Possibility in objects
Gioia Fonda transforms gutter garbage into art
Ordinary hurricane fence morphs into happy orange flowers, familiar green baskets that once held strawberries transform into whimsical city skylines and forks found abandoned in Sacramento’s gutters glisten brightly. These are Sacramento City College assistant art professor Gioia Fonda’s recycled treasures. And her art.
“I feel that people aren’t being as creative as they could be with their trash,” Fonda says. “There are possibilities in objects. A lot of things could be repurposed.”
Fonda’s den of creativity once filled a large space in Verge Gallery and Studio Project at 19th and V streets, but now is awaiting construction of walls before its move into a new location downtown near S and Seventh streets. Her studio brims with random objects found during her daily bicycle commute. While seated at her workstation, Fonda appears wholly comfortable surrounded by a world of recycled bliss.
On the ground, a white ceramic owl anticipates a fresh coat of paint. Boxes labeled “froo-froo fluff” and “Valentine crap” rest neatly on shelves. Hand-painted sheets of construction paper wadded into balls, then pierced with string, hang over a doorway.
There’s more: A patch of cotton-candy-pink fur is pinned to one wall. A tin caboodle chock-full of gel pens beckons even the most artistically challenged. A small table bears an assortment of dull and bent silverware. A tiny pile of snipped paper bits lay interwoven on her desk.
Scanning the entire room, Fonda jumps up and grabs an object she proudly presents as a “weed tiara.”
“Everything looks better with spray paint,” Fonda says, matter of factly, while holding what appears to be a chunk of flattened tumbleweed. “One day, I just decided to spray-paint it pink and then, another day, I decided to glue a little sequin on the tip of every [branch].”
A simple weed, flattened by numerous cars and blown into the gutter in front of her art studio, now sparkles with new purpose.
“When things are cheap, I’m more likely to take a risk and try something new than if I spend a lot of money on art supplies,” explains the blond 36-year-old of her attraction to found art and collage. She says that her family always looked at things “a little differently.”
“For me, it’s second nature.”
She points out a deity sitting on a shelf lined with orange lace, safely surrounded by an old picture frame, silently surveying the studio. An artificial-grass fan is attached to the deity’s back, forming a green aura, while an old ink pen and pair of scissors stand guard at its sides. Multicolored paint chips, scraped from Fonda’s palette, lay as an offering at the deity’s feet.
“[My mom] thought it would be funny to give me this little goddess, my ‘studio goddess,’” Fonda says, smiling.

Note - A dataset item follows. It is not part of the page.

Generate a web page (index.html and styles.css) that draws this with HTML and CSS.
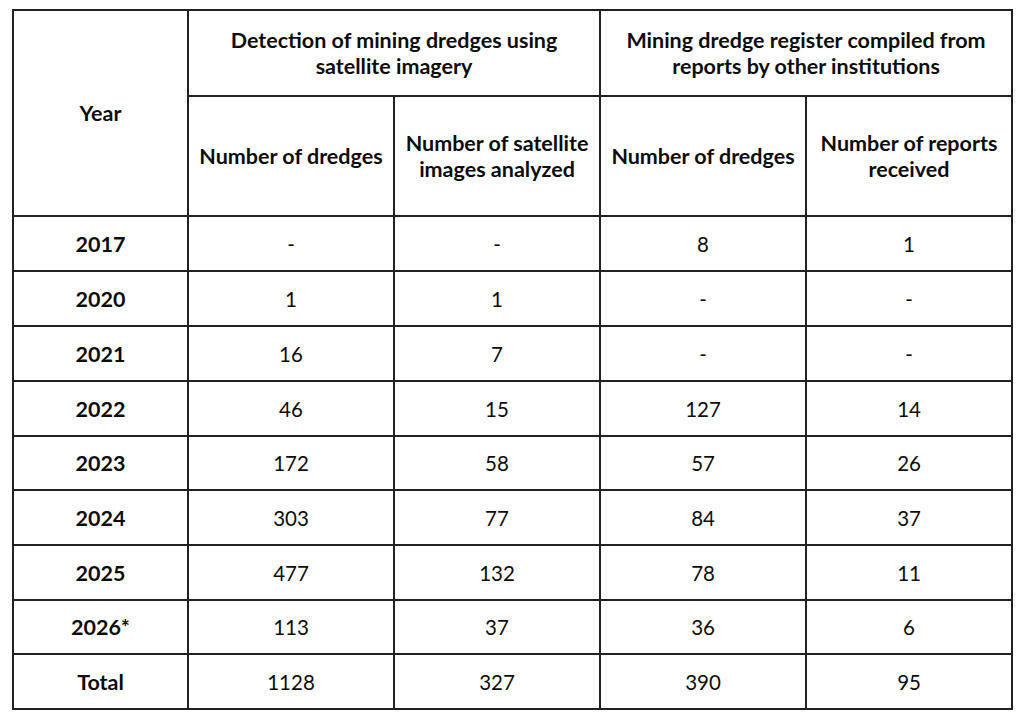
FILE: index.html
```html
<!DOCTYPE html>
<html lang="en">
<head>
<meta charset="utf-8">
<title>Mining dredges</title>
<link rel="stylesheet" href="styles.css">
</head>
<body>
<table class="dredges">
  <colgroup>
    <col class="c-year">
    <col class="c-data">
    <col class="c-data">
    <col class="c-data">
    <col class="c-data">
  </colgroup>
  <thead>
    <tr class="h1">
      <th rowspan="2">Year</th>
      <th colspan="2">Detection of mining dredges using<br>satellite imagery</th>
      <th colspan="2">Mining dredge register compiled from<br>reports by other institutions</th>
    </tr>
    <tr class="h2">
      <th>Number of dredges</th>
      <th>Number of satellite<br>images analyzed</th>
      <th>Number of dredges</th>
      <th>Number of reports<br>received</th>
    </tr>
  </thead>
  <tbody>
    <tr class="r55"><th>2017</th><td>-</td><td>-</td><td>8</td><td>1</td></tr>
    <tr class="r55"><th>2020</th><td>1</td><td>1</td><td>-</td><td>-</td></tr>
    <tr class="r55"><th>2021</th><td>16</td><td>7</td><td>-</td><td>-</td></tr>
    <tr class="r55"><th>2022</th><td>46</td><td>15</td><td>127</td><td>14</td></tr>
    <tr class="r54"><th>2023</th><td>172</td><td>58</td><td>57</td><td>26</td></tr>
    <tr class="r55"><th>2024</th><td>303</td><td>77</td><td>84</td><td>37</td></tr>
    <tr class="r55"><th>2025</th><td>477</td><td>132</td><td>78</td><td>11</td></tr>
    <tr class="r54"><th>2026*</th><td>113</td><td>37</td><td>36</td><td>6</td></tr>
    <tr class="r55"><th>Total</th><td>1128</td><td>327</td><td>390</td><td>95</td></tr>
  </tbody>
</table>
</body>
</html>
```
FILE: styles.css
```css
html, body {
  margin: 0;
  padding: 0;
  background: #ffffff;
}
body {
  padding: 9px 0 0 12px;
  font-family: Lato, "Open Sans", "Liberation Sans", sans-serif;
  color: #0d0d0d;
}
.dredges {
  border-collapse: collapse;
  table-layout: fixed;
  width: 1000px;
}
.c-year { width: 175px; }
.c-data { width: 206px; }
.dredges th,
.dredges td {
  border: 2px solid #222222;
  padding: 0;
  text-align: center;
  vertical-align: middle;
  line-height: 26px;
}
.dredges th {
  font-weight: 700;
  font-size: 21.5px;
}
.dredges td {
  font-weight: 400;
  font-size: 20.5px;
}
.h1 { height: 86px; }
.h2 { height: 120px; }
.r55 { height: 55px; }
.r54 { height: 54px; }
```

Her mother, Chloe Fonda, is also an artist. “Most of the paintbrushes I have were hers when she was in school. She kept good care of them, and I take OK care of them, and they are still usable 50 years later.
“I think there’s a sense that you should use things and take care of them for as long as you can.”
Students in Fonda’s collage-and-assemblage classes quickly learn this lesson, too, and items such as an ordinary gum wrapper, lying in a crumpled-up ball on the ground, becomes their art.
Fonda’s intention is to show students that they can save money by visiting thrift stores or by simply taking a second look at, say, the plastic bag bread comes in.
“My motivation isn’t always saving the Earth, although that’d be nice,” Fonda admits. “[But] everything could be useful somehow. It could be turned into something.”
Fonda’s passion for recycled collage and assemblage has produced notable projects.
“Gioia is one resourceful woman,” says Sacramento City College’s art department chairwoman Emily Wilson. “A piece that comes to mind is a quilt she made entirely out of used plastic shopping bags. She created a piece of artwork with intricate pattern and vivid color made entirely out of what most of us would consider trash.”
Fonda started collecting plastic bags from different bodegas around Brooklyn during her studies at the School of Visual Arts in New York City. She saved them by making a book of plastic pages. Two years later, they reappeared as the quilt.
“When I use plastic bags, I can kind of experiment, and it’s freeing to me,” Fonda says while unfolding her plastic masterpiece, which rustles softly. Certain squares of the quilt are very familiar: the swirly “S” of Safeway, red Target circles, even the intense yellow of a Sacramento City College bookstore bag.
“I was just thinking I had so many plastic bags, and they were such beautiful colors … what could come of it?”
Fonda says that her fear of driving is the reason she commutes by bike, but that pedaling through Sacramento puts her at the street level, which makes it easier to find objects for future art projects.
“I used to go on walks with a friend [and] her dog, and she would be laughing at me for how many times I bent down to pick things up,” Fonda says. “My pockets would be full by the end of the walk.”
Fonda, who has also participated in state fair competitions for recycled art, feels everyone is capable of repurposing an object, but everyone should also push the aesthetic potential a little more.
“If somebody wants to start out, just look around,” she advises, thinking.
“Like all those AOL discs that come in the mail all the time. We gotta think of a project for those!”